Lift out all lines below that contain "Write".

┌─ DATA LISTING

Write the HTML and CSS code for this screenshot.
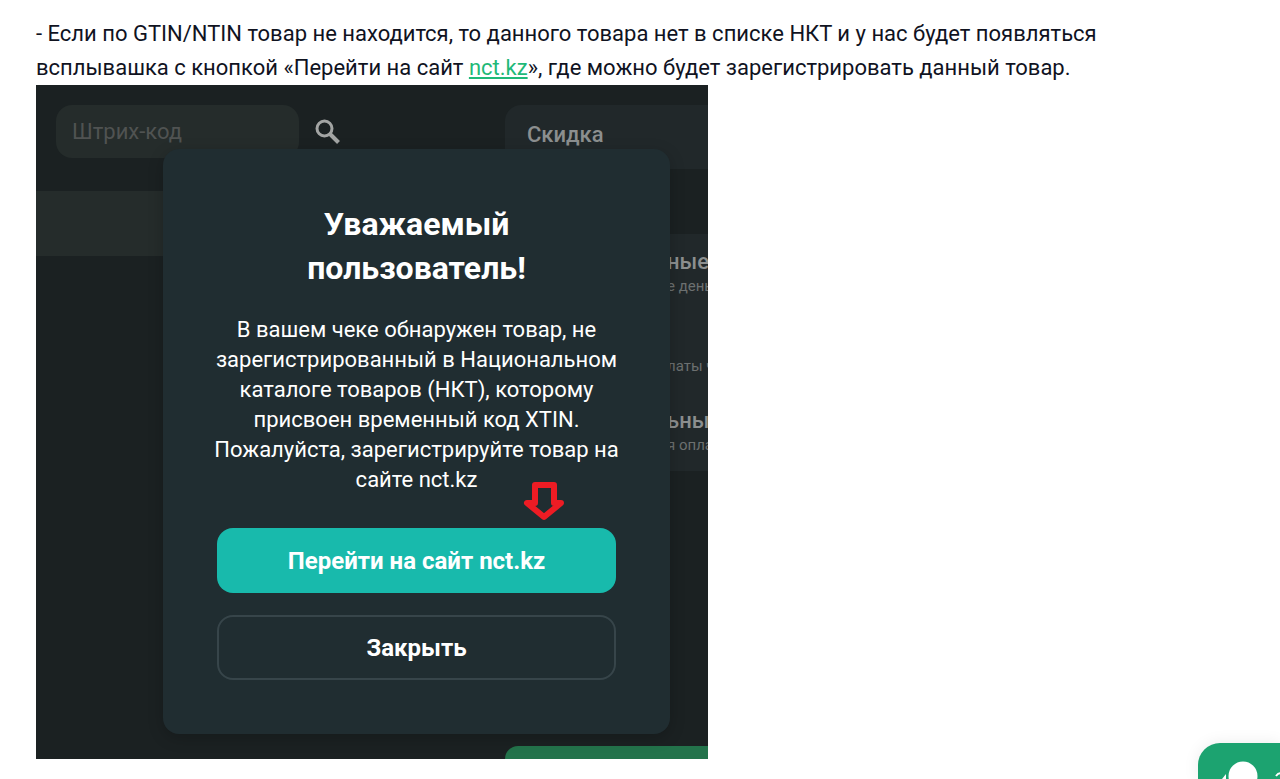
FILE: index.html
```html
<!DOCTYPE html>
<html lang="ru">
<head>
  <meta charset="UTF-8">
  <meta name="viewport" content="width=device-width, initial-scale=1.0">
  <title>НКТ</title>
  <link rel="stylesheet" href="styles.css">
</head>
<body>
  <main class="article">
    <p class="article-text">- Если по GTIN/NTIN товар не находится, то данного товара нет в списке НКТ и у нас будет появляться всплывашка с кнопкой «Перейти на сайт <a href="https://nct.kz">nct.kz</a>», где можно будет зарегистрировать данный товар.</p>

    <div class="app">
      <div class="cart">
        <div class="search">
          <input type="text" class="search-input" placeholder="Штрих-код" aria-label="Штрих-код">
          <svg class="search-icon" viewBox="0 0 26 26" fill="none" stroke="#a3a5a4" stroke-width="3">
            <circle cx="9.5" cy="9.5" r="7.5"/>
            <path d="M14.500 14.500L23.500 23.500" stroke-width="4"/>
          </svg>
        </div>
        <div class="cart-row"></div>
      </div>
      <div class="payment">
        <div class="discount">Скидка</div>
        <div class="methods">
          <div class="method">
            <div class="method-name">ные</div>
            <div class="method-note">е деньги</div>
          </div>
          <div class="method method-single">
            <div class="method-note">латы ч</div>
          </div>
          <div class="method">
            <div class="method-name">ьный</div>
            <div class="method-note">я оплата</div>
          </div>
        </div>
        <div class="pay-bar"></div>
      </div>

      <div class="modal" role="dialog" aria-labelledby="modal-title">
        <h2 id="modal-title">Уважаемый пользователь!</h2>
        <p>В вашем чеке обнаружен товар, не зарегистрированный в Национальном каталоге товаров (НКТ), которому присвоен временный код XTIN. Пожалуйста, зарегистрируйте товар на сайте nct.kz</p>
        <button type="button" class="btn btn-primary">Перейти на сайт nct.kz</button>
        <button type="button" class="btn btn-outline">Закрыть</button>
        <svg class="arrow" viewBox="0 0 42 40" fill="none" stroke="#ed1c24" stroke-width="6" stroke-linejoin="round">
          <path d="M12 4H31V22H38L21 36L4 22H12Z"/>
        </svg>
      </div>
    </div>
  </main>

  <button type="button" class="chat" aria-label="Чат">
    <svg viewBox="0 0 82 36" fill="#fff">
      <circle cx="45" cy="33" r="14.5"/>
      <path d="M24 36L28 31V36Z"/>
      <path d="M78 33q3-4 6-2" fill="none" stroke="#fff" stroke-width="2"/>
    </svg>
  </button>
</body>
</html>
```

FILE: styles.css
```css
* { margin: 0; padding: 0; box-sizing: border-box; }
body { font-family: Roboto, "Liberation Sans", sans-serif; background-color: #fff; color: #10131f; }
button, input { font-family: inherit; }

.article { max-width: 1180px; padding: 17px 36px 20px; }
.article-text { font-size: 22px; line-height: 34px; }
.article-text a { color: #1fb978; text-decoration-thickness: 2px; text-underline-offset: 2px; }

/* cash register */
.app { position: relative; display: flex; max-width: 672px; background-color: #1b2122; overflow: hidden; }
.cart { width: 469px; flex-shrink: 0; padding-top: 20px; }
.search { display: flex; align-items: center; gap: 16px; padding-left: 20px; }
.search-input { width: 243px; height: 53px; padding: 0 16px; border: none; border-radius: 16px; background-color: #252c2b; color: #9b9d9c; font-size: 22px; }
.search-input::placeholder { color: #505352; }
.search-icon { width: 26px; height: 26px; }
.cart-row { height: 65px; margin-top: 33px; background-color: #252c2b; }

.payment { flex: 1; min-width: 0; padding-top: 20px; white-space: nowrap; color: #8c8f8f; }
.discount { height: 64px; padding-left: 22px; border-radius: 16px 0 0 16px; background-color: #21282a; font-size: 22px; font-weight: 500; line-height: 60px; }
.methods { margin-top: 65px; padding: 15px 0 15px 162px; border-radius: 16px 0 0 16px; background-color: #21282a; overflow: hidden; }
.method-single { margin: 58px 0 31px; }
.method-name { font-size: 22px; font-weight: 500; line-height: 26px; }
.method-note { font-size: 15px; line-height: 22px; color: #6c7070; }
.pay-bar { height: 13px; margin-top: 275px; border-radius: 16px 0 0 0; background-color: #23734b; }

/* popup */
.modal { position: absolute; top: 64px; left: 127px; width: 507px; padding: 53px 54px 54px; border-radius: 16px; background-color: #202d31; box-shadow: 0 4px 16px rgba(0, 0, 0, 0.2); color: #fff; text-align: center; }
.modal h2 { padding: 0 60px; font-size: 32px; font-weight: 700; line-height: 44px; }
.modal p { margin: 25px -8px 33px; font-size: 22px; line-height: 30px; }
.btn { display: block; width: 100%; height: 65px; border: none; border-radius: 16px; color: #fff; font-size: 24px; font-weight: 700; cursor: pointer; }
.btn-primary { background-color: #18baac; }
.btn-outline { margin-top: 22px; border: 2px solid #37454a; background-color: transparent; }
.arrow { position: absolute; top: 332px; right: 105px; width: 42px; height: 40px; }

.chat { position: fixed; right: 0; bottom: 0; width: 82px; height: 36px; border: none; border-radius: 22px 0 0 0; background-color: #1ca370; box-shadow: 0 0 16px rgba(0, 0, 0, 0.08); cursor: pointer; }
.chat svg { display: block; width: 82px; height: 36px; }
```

└─
┌─ DATA LISTING

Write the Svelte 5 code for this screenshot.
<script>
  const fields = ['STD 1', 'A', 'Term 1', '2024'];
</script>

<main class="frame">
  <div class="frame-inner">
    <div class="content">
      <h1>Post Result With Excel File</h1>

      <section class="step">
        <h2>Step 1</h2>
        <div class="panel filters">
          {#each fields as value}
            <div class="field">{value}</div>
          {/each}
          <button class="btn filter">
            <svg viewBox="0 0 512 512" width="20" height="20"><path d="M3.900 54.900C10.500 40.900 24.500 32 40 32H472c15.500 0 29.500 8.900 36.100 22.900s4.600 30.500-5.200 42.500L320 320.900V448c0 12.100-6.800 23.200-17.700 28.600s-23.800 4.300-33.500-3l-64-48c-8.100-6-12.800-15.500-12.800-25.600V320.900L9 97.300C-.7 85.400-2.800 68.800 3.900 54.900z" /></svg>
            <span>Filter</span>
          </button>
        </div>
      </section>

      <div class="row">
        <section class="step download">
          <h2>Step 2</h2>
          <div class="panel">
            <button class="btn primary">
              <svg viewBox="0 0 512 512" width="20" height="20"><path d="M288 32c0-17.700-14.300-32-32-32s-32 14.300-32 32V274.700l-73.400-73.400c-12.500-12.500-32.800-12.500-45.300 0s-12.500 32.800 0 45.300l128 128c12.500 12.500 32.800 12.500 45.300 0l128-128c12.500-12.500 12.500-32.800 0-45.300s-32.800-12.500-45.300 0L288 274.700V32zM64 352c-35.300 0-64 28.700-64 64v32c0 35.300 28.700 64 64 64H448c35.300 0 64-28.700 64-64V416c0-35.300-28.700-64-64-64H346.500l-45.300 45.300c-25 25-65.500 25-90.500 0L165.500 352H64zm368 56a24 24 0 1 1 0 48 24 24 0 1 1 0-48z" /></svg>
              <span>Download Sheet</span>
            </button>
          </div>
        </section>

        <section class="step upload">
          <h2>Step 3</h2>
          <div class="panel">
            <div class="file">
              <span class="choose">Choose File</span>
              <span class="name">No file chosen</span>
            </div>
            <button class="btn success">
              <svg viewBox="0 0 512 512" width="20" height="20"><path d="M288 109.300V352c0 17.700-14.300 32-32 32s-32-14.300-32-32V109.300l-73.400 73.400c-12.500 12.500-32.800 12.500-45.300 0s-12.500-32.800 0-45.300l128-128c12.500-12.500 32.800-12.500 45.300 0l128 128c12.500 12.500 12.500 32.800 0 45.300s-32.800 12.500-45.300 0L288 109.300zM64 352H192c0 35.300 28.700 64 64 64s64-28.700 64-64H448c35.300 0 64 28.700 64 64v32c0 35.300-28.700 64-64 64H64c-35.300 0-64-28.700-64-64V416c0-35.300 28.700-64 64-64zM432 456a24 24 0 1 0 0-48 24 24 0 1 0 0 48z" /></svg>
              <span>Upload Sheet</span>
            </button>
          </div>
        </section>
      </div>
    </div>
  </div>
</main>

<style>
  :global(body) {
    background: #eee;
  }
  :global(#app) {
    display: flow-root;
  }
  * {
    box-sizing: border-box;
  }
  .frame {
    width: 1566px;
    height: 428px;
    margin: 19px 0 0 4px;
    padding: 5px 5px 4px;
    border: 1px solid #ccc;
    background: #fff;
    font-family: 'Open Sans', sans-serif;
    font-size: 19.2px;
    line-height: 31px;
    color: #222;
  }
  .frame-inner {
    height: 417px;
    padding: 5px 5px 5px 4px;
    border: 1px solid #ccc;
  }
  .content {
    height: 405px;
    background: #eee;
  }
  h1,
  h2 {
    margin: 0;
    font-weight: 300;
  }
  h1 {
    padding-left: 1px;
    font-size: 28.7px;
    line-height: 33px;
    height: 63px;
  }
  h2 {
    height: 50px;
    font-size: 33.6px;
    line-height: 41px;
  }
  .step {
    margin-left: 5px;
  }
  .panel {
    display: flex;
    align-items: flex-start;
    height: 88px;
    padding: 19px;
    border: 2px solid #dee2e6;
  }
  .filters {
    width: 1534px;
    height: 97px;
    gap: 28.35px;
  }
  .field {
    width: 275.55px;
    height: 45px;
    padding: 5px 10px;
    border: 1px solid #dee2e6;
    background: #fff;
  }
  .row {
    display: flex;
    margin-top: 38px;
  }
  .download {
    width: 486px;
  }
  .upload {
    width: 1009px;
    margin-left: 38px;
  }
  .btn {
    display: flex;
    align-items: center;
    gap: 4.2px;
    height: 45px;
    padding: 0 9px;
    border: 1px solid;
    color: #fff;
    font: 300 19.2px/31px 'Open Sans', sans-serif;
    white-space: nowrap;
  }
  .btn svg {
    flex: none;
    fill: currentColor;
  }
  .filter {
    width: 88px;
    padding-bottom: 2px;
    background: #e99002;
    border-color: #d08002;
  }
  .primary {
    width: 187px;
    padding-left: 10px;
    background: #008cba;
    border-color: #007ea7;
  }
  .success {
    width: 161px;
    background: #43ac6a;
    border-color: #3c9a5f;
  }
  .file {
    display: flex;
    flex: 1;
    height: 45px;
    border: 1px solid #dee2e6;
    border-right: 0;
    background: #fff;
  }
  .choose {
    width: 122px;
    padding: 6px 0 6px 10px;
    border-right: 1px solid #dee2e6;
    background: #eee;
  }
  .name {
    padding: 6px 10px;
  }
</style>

└─
┌─ DATA LISTING

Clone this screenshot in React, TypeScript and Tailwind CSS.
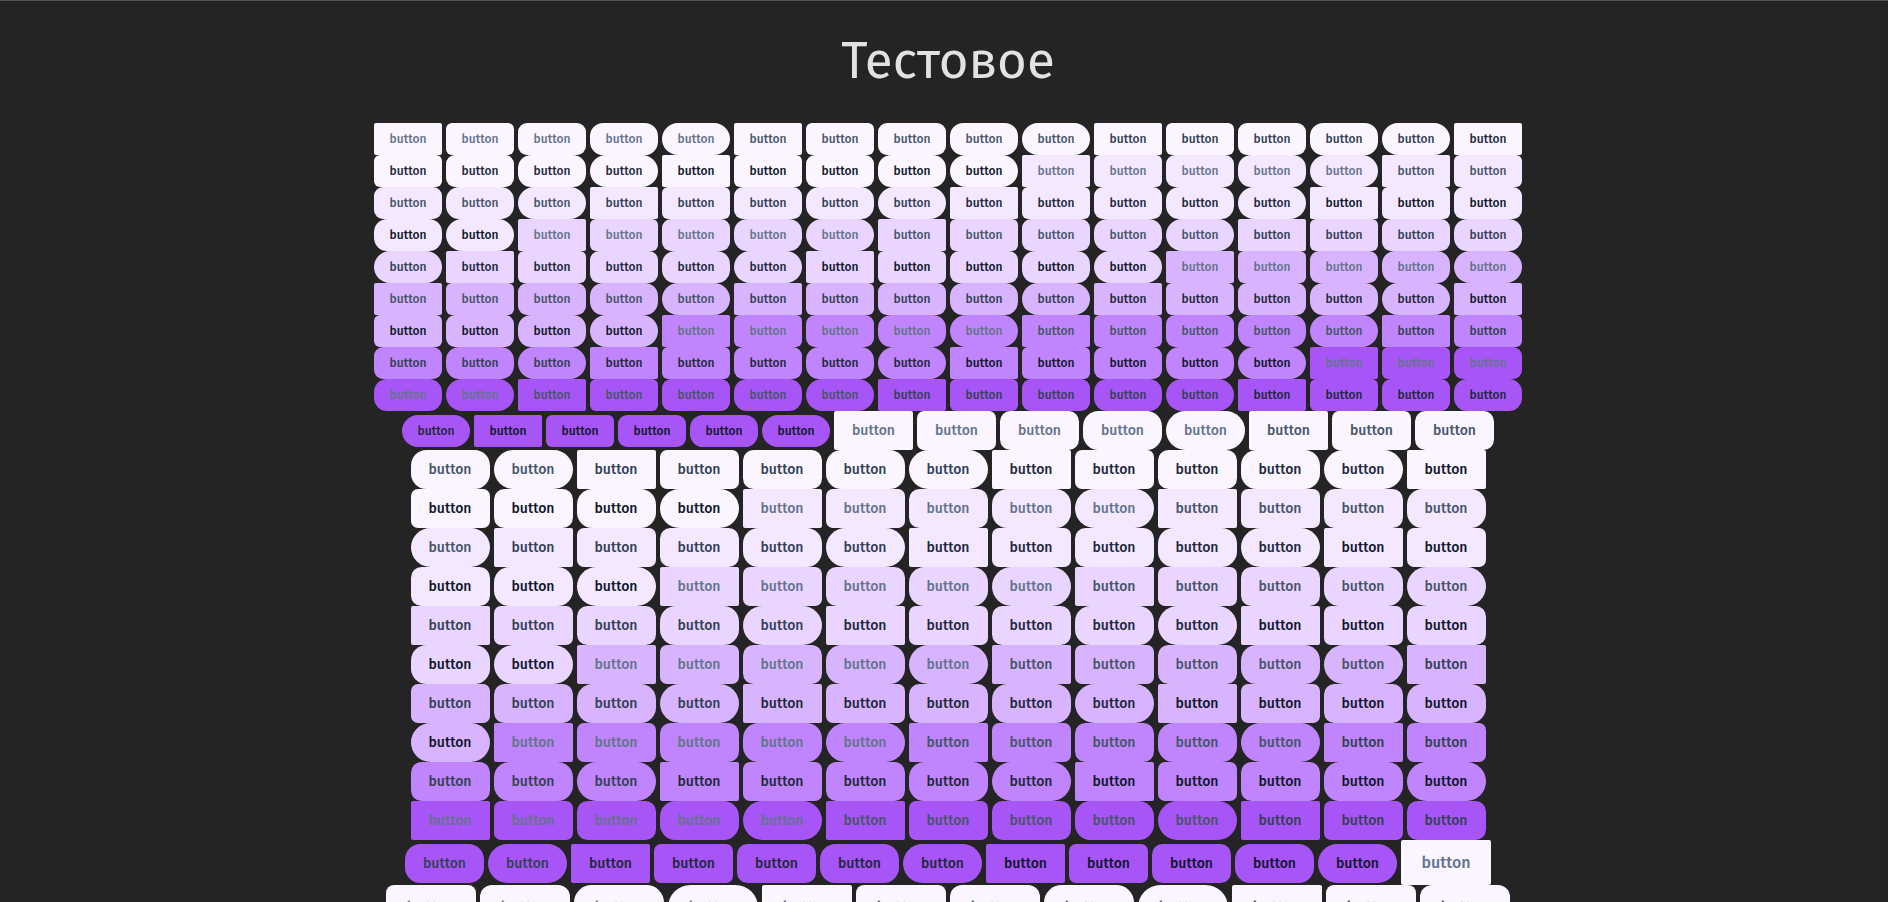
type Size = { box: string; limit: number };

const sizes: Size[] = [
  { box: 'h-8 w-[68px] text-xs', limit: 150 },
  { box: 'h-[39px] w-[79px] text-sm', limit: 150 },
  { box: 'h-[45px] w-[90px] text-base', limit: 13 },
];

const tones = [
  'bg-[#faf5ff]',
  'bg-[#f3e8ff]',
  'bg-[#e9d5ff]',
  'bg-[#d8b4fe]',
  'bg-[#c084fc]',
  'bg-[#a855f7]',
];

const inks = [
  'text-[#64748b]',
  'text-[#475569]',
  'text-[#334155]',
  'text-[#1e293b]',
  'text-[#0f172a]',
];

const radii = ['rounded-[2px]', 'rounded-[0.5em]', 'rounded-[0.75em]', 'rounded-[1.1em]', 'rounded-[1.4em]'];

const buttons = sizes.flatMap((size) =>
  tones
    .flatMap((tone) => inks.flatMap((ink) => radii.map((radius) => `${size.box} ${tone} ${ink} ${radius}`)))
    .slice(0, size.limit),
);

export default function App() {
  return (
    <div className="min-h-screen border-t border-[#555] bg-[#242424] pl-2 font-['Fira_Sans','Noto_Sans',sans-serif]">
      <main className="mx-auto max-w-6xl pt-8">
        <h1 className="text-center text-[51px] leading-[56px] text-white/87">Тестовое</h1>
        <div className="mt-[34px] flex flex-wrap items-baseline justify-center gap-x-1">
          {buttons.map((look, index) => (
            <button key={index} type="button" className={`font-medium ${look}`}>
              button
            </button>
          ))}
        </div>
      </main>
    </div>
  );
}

└─

§ THE REPLY
Write the HTML and CSS code for this screenshot.
Write the Svelte 5 code for this screenshot.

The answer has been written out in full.